I've been thinking a bit...
Is it true that (thinking as 4-OP channels as a dual-OPL2 setup, with the first 3 channels being fully on chip #0 (the dual-OPL2 left chip) and the second 3 channels being fully on chip #1 (the dual-OPL2 right chip), the 4-OP channel operators, when looked at a 'single' dual-OPL2 chip being:
- channel #0 operator 1 is channel #0 operator 1
- channel #0 operator 2 is channel #0 operator 2
- channel #0 operator 3 is channel #3 operator 1
- channel #0 operator 4 is channel #3 operator 2
- channel #1 operator 1 is channel #1 operator 1
- channel #1 operator 2 is channel #1 operator 2
- channel #1 operator 3 is channel #4 operator 1
- channel #1 operator 4 is channel #4 operator 2
- channel #2 operator 1 is channel #2 operator 1
- channel #2 operator 2 is channel #2 operator 2
- channel #2 operator 3 is channel #5 operator 1
- channel #2 operator 4 is channel #5 operator 2
Also, for operators 3&4, their register A0/B0h sources are redirected to the ones that operators 1/2 use, thus controlling frequency number, block number and note on for those channels too.

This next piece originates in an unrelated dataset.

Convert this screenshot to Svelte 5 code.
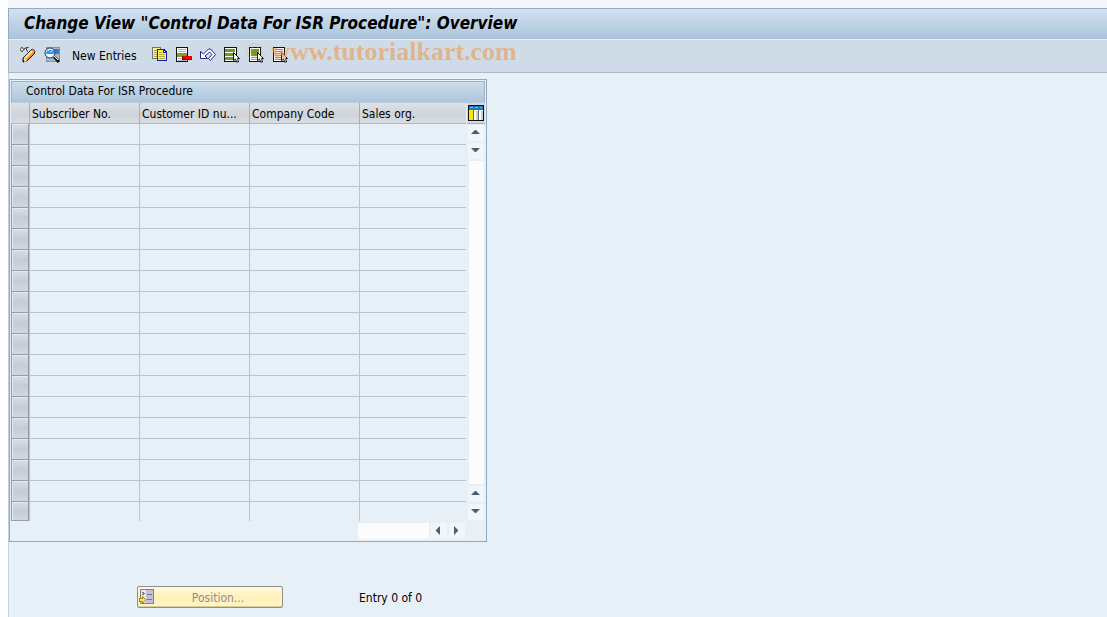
<script>
	let columns = ['Subscriber No.', 'Customer ID nu...', 'Company Code', 'Sales org.'];
	let rows = Array.from({ length: 19 }, (_, i) => i + 1);
</script>

<div class="window">
	<header class="title">
		<h1 class="title__text">Change View "Control Data For ISR Procedure": Overview</h1>
	</header>

	<div class="toolbar">
		<button type="button" class="tool" aria-label="Display or change">
			<svg viewBox="0 0 16 16" width="16" height="16">
				<path d="M.5 2.5l1-2h1l1 2-1 2h-1zM4 3l1-2h1l1 3h1M6 1l3-1" fill="#fff" stroke="#333" />
				<path d="M3 11l8-8 2-1 2 2-1 3-7 7-4 1z" fill="#f49b24" stroke="#111" />
				<path d="M5 11l7-7" stroke="#ffe9a0" stroke-width="2" />
				<path d="M4 11l3 3-3 1z" fill="#fff" />
				<path d="M3 13l2 1-2 1z" fill="#111" />
				<path d="M12 3l1-1 2 2-1 1z" fill="#e08aa0" />
			</svg>
		</button>
		<button type="button" class="tool" aria-label="Details">
			<svg viewBox="0 0 16 16" width="16" height="16">
				<path d="M2 0h14v15H2z" fill="#7f92b2" />
				<path d="M3 1h12v13H3z" fill="#a9b6cb" />
				<path d="M3 2h12v5H3z" fill="#2b7fd0" />
				<circle cx="6" cy="6" r="5" fill="#f0f8ff" stroke="#26374b" />
				<path d="M3 3h7v4H2z" fill="#2a98f0" />
				<path d="M3 3h2v1H3zM6 4h2v1H6zM8 3h1v1H8z" fill="#9cd6ff" />
				<path d="M10 10l5 5" stroke="#111" stroke-width="3" />
				<path d="M10 9l4 4" stroke="#fff" />
			</svg>
		</button>
		<button type="button" class="tool tool--text">New Entries</button>
		<button type="button" class="tool" aria-label="Copy as">
			<svg viewBox="0 0 16 16" width="16" height="16" shape-rendering="crispEdges">
				<path d="M0 0h9v12H0z" fill="#777760" />
				<path d="M1 1h7v10H1z" fill="#ffef70" />
				<path d="M2 3h3v1H2zM2 5h3v1H2zM2 7h3v1H2zM2 9h3v1H2z" fill="#a8a470" />
				<path d="M5 2h7l3 3v9H5z" fill="#1719bd" />
				<path d="M6 3h5v3h3v7H6z" fill="#fff047" />
				<path d="M7 5h3v1H7zM7 7h6v1H7zM7 9h6v1H7zM7 11h6v1H7z" fill="#b5ad3c" />
				<path d="M12 4h1v1h-1z" fill="#fff" />
			</svg>
		</button>
		<button type="button" class="tool" aria-label="Delete">
			<svg viewBox="0 0 16 16" width="16" height="16" shape-rendering="crispEdges">
				<path d="M0 0h12v15H0z" fill="#111" />
				<path d="M1 1h10v13H1z" fill="#fff" />
				<path d="M2 2h8v1H2zM2 4h8v1H2zM2 11h8v1H2zM2 13h8v1H2z" fill="#a8b4c6" />
				<path d="M1 6h10v4H1z" fill="#76a32a" />
				<path d="M6 9h10v4H6z" fill="#8e0000" />
				<path d="M7 9h9v3H7z" fill="#f00000" />
			</svg>
		</button>
		<button type="button" class="tool" aria-label="Undo change">
			<svg viewBox="0 0 16 16" width="16" height="16">
				<path
					d="M.5 4.5v7h7l-2.500-2.500 4.500-4 2.500 2.500-3.500 4 2 2 5-6-5-5.500h-2l-5 5z"
					fill="#fff"
					stroke="#202090"
				/>
			</svg>
		</button>
		<button type="button" class="tool" aria-label="Select all">
			<svg viewBox="0 0 16 16" width="16" height="16">
				<path d="M0 0h13v15H0z" fill="#111" />
				<path d="M1 1h11v13H1z" fill="#fff" />
				<path d="M1 2h10v3H1zM1 6h10v3H1zM1 10h10v3H1z" fill="#6d9c22" />
				<path d="M9.500 5.500v8l2-1.500 1 3h2l-1-3.500h2z" fill="#fff" stroke="#111" />
			</svg>
		</button>
		<button type="button" class="tool" aria-label="Select block">
			<svg viewBox="0 0 16 16" width="16" height="16">
				<path d="M1 0h12v15H1z" fill="#111" />
				<path d="M2 1h10v13H2z" fill="#fff" />
				<path d="M3 2h8v7H3z" fill="#6d9c22" />
				<path d="M3 10h7v1H3zM3 12h7v1H3z" fill="#8797b0" />
				<path d="M9.500 5.500v8l2-1.500 1 3h2l-1-3.500h2z" fill="#fff" stroke="#111" />
			</svg>
		</button>
		<button type="button" class="tool" aria-label="Deselect all">
			<svg viewBox="0 0 16 16" width="16" height="16">
				<path d="M1 0h12v15H1z" fill="#111" />
				<path d="M2 1h10v13H2z" fill="#fff" />
				<path d="M3 2h8v1H3zM3 4h8v1H3zM3 6h8v1H3zM3 8h8v1H3zM3 10h7v1H3zM3 12h7v1H3z" fill="#8090aa" />
				<path d="M9.500 5.500v8l2-1.500 1 3h2l-1-3.500h2z" fill="#fff" stroke="#111" />
			</svg>
		</button>
		<div class="watermark"><span class="watermark__sign">©</span> www.tutorialkart.com</div>
	</div>

	<main class="content">
		<section class="panel">
			<h2 class="panel__title">Control Data For ISR Procedure</h2>
			<div class="panel__body">
				<table class="table">
					<colgroup>
						<col class="col-select" />
						<col class="col" />
						<col class="col" />
						<col class="col" />
						<col class="col" />
					</colgroup>
					<thead>
						<tr>
							<td class="table__corner"></td>
							{#each columns as column}
								<th class="table__head" scope="col">{column}</th>
							{/each}
						</tr>
					</thead>
					<tbody>
						{#each rows as row}
							<tr>
								<td class="table__select">
									<button type="button" class="select" aria-label="Select row {row}"></button>
								</td>
								{#each columns as column}
									<td class="table__cell"></td>
								{/each}
							</tr>
						{/each}
					</tbody>
				</table>

				<div class="side">
					<button type="button" class="config" aria-label="Table settings">
						<svg viewBox="0 0 16 16" width="16" height="16" shape-rendering="crispEdges">
							<path d="M0 0h16v16H0z" fill="#111" />
							<path d="M1 1h14v4H1z" fill="#1c77bb" />
							<path d="M2 2h3v1H2zM7 2h3v1H7zM12 2h2v1h-2z" fill="#79bbe8" />
							<path d="M1 5h5v10H1z" fill="#ffe600" />
							<path d="M6 5h4v10H6zM11 5h4v10h-4z" fill="#fff" />
							<path d="M5 5h1v10H5zM10 5h1v10h-1z" fill="#62676d" />
							<path d="M8 6h2v9H8zM13 6h2v9h-2z" fill="#c8cdd6" />
						</svg>
					</button>
					<div class="scroll">
						<button type="button" class="arrow" aria-label="First row">
							<svg viewBox="0 0 16 16" width="16" height="16"><path d="M3 9l4-4h1l4 4z" fill="#4b5f6e" /></svg>
						</button>
						<button type="button" class="arrow" aria-label="Previous row">
							<svg viewBox="0 0 16 16" width="16" height="16"><path d="M3 5h9l-4 4H7z" fill="#4b5f6e" /></svg>
						</button>
						<div class="scroll__track"></div>
						<button type="button" class="arrow" aria-label="Next row">
							<svg viewBox="0 0 16 16" width="16" height="16"><path d="M3 9l4-4h1l4 4z" fill="#4b5f6e" /></svg>
						</button>
						<button type="button" class="arrow" aria-label="Last row">
							<svg viewBox="0 0 16 16" width="16" height="16"><path d="M3 5h9l-4 4H7z" fill="#4b5f6e" /></svg>
						</button>
					</div>
				</div>
			</div>
			<div class="hscroll">
				<div class="hscroll__track"></div>
				<button type="button" class="arrow" aria-label="Scroll left">
					<svg viewBox="0 0 16 16" width="16" height="16"><path d="M9 3v9L5 8V7z" fill="#4b5f6e" /></svg>
				</button>
				<button type="button" class="arrow" aria-label="Scroll right">
					<svg viewBox="0 0 16 16" width="16" height="16"><path d="M5 3v9l4-4V7z" fill="#4b5f6e" /></svg>
				</button>
			</div>
		</section>

		<div class="footer">
			<button type="button" class="position" disabled>
				<svg viewBox="0 0 16 16" width="16" height="16" shape-rendering="crispEdges">
					<path d="M1 0h14v15H1z" fill="#828282" />
					<path d="M2 1h5v13H2z" fill="#e9e9ee" />
					<path d="M7 1h7v13H7z" fill="#c0c0dc" />
					<path d="M3 3h2v1H3zM4 4h2v1H4zM3 5h2v1H3zM8 5h5v1H8zM8 10h5v1H8z" fill="#777" />
					<path d="M0 9h3V7l4 4-4 4v-2H0z" fill="#a58b22" />
					<path d="M1 10h3V9l2 2-2 2v-1H1z" fill="#ffe254" />
				</svg>
				<span class="position__text">Position...</span>
			</button>
			<p class="entry">Entry 0 of 0</p>
		</div>
	</main>
</div>

<style>
	:global(body) {
		background: #f3f6fa;
	}
	* {
		margin: 0;
		box-sizing: border-box;
	}
	button {
		border: none;
		padding: 0;
		background: transparent;
		font: inherit;
		color: inherit;
	}
	svg {
		display: block;
	}
	.window {
		display: flex;
		flex-direction: column;
		min-height: 100vh;
		padding: 8px 0 0 8px;
		background: linear-gradient(90deg, #fcfdfe 8px, transparent 8px);
		font-family: Tahoma, 'DejaVu Sans Condensed', 'DejaVu Sans', sans-serif;
		font-size: 12px;
		line-height: 16px;
		color: #000;
	}
	.title {
		height: 32px;
		padding: 4px 15px;
		border-top: 1px solid #94acc3;
		border-left: 1px solid #94acc3;
		border-bottom: 1px solid #e4edf5;
		background: linear-gradient(#d2e1ee, #abc4dc);
	}
	.title__text {
		font-size: 17px;
		line-height: 20px;
		font-weight: 700;
		font-style: italic;
		white-space: nowrap;
	}
	.toolbar {
		position: relative;
		display: flex;
		align-items: center;
		gap: 8px;
		height: 33px;
		padding: 0 11px 3px;
		border-left: 1px solid #a4b9cc;
		border-bottom: 1px solid #a4b9cc;
		background: #cfdce7;
	}
	.tool {
		min-width: 16px;
		height: 16px;
		white-space: nowrap;
	}
	.tool--text {
		min-width: 76px;
		height: 18px;
		padding: 2px 4px 0;
		text-align: left;
	}
	.watermark {
		position: absolute;
		left: 236px;
		top: -4px;
		font-family: 'Liberation Serif', serif;
		font-size: 26px;
		line-height: 32px;
		font-weight: 700;
		color: rgba(235, 158, 88, 0.65);
		white-space: nowrap;
		pointer-events: none;
	}
	.watermark__sign {
		font-weight: 400;
		opacity: 0.5;
	}
	.content {
		flex: 1;
		padding-top: 6px;
		border-left: 1px solid #c3d1de;
		background: #e8f0f7;
	}
	.panel {
		width: fit-content;
		padding: 1px;
		border: 1px solid #8fa9c2;
	}
	.panel__title {
		height: 22px;
		padding: 1px 14px;
		border: 1px solid #9db2c6;
		border-bottom-color: #b9cbdc;
		background: linear-gradient(#cddeec, #adc5dc);
		font-size: 12px;
		line-height: 16px;
		font-weight: 400;
	}
	.panel__body {
		display: flex;
		gap: 1px;
	}
	.table {
		width: 455px;
		table-layout: fixed;
		border-collapse: separate;
		border-spacing: 0;
	}
	.col-select {
		width: 19px;
	}
	.col {
		width: 110px;
	}
	.col:last-child {
		width: 106px;
	}
	td,
	th {
		height: 21px;
		padding: 0;
	}
	.table__corner,
	.table__head {
		border-right: 1px solid #a5afba;
		border-bottom: 1px solid #b1bac3;
		background: linear-gradient(#dee1e4, #cfd4da 60%, #d9dde1);
	}
	.table__head {
		padding: 2px 2px 0;
		font-weight: 400;
		text-align: left;
		white-space: nowrap;
	}
	.table__head:last-child {
		border-right: none;
	}
	.table__select {
		border-right: 1px solid #b4bfcf;
	}
	.select {
		display: block;
		width: 18px;
		height: 21px;
		border: 1px solid #929eac;
		border-top: none;
		background: linear-gradient(#d9dee5, #c5ccd5 50%, #d2d7df);
		box-shadow: inset 1px 1px #e6eaef;
	}
	.table__cell {
		border-right: 1px solid #b8c3d3;
		border-bottom: 1px solid #b8c3d3;
	}
	.table__cell:last-child {
		border-right: none;
	}
	tr:last-child .table__cell {
		border-bottom: none;
	}
	tbody tr:last-child td {
		height: 19px;
	}
	tbody tr:last-child .select {
		height: 19px;
	}
	.side {
		display: flex;
		flex-direction: column;
	}
	.config {
		padding: 2px 1px;
		height: 21px;
		border-bottom: 1px solid #a5b1bd;
		background: #d5d9de;
	}
	.scroll {
		display: flex;
		flex: 1;
		flex-direction: column;
		align-items: flex-end;
		gap: 2px;
		padding: 1px;
	}
	.scroll__track {
		flex: 1;
		width: 15px;
		background: #fcfcfc;
	}
	.arrow {
		width: 16px;
		height: 16px;
		background: #f2f6fb;
	}
	.hscroll {
		display: flex;
		justify-content: flex-end;
		gap: 2px;
		padding: 2px 20px 1px 0;
	}
	.hscroll__track {
		width: 71px;
		height: 16px;
		background: #fcfcfc;
	}
	.footer {
		display: flex;
		align-items: center;
		gap: 76px;
		padding: 44px 0 8px 128px;
	}
	.position {
		display: flex;
		align-items: center;
		width: 146px;
		height: 22px;
		padding: 0 1px;
		border: 1px solid #8e8e8e;
		border-radius: 2px;
		background: linear-gradient(#fffae0, #fff0b8 50%, #fff4ca);
		box-shadow: inset 0 -1px #d9cc98;
		color: #8f8f8f;
	}
	.position__text {
		flex: 1;
		padding-top: 2px;
		text-align: center;
	}
	.entry {
		padding-top: 2px;
	}
</style>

The bottom 3 bits of the 4-OP channel register control channel 0-2 for the first 'chip'(or bank in the official documentation), with the higher 3 bits control the second 'chip'/bank.
Finally, the AM mode selection bit that usually toggles between FM and AM mode of a 2-OP channel effectively gets combined for both lower and upper 4-OP channels to form a 2-bit 4-OP mode that determines the 4-OP mode (FM-FM, FM-AM, AM-FM or AM-AM) the enabled 4-OP channel uses to link the channels in FM modulation mode or AM(effectively summing to output for the later channels, with 4th operator output always being in 'AM' mode as it were, with the others being configured depending on the 2-bit combination of FM/AM bits in the two channels that are linked together on the bank?
Effectively, this results in channels x and x+3 being linked, controlled by channel x's Ax/Bxh registers.
With regard to the wiki, to effectively get the 4-OP mode order of the 4-OP modes explained (in it's 'mess' section), you'd have to lookup the 4-OP synthesis entry (which determines the 4-OP mode in the documented 'mess' order) by the lower channel's AM setting in bit 0 and the higher channel's AM setting in bit 1. Thus you obtain the 4 entry order described there (FM-FM, FM-AM, AM-FM, AM-AM). You can simply fill the lookup table's 4 entries with the link (set to perform 'AM' (summing to output) or clear to perform 'FM' (modulate next operator). The fourth operator bit isn't used, as it's always in 'AM' mode. This can be done using the lower bits of the entry's value, simply shifting out one bit every operator (except the last) to determine how to handle it's output.
Is that correct?
Side note:
Interestingly enough, I found on a vogons post (YMF262 no sound from Op3/Op4 in 4-OP mode) that on a real OPL2, the OPL3 bit being cleared (register 05h on the second bank) might disable writes to register 04h on the second bank but keep it's effect active, locking the 4-OP channels to their ON-state while OPL3 mode is disabled, unless register 04h is cleared before register 05h? Basically, it just write-protects register o4h, not affecting it's operation?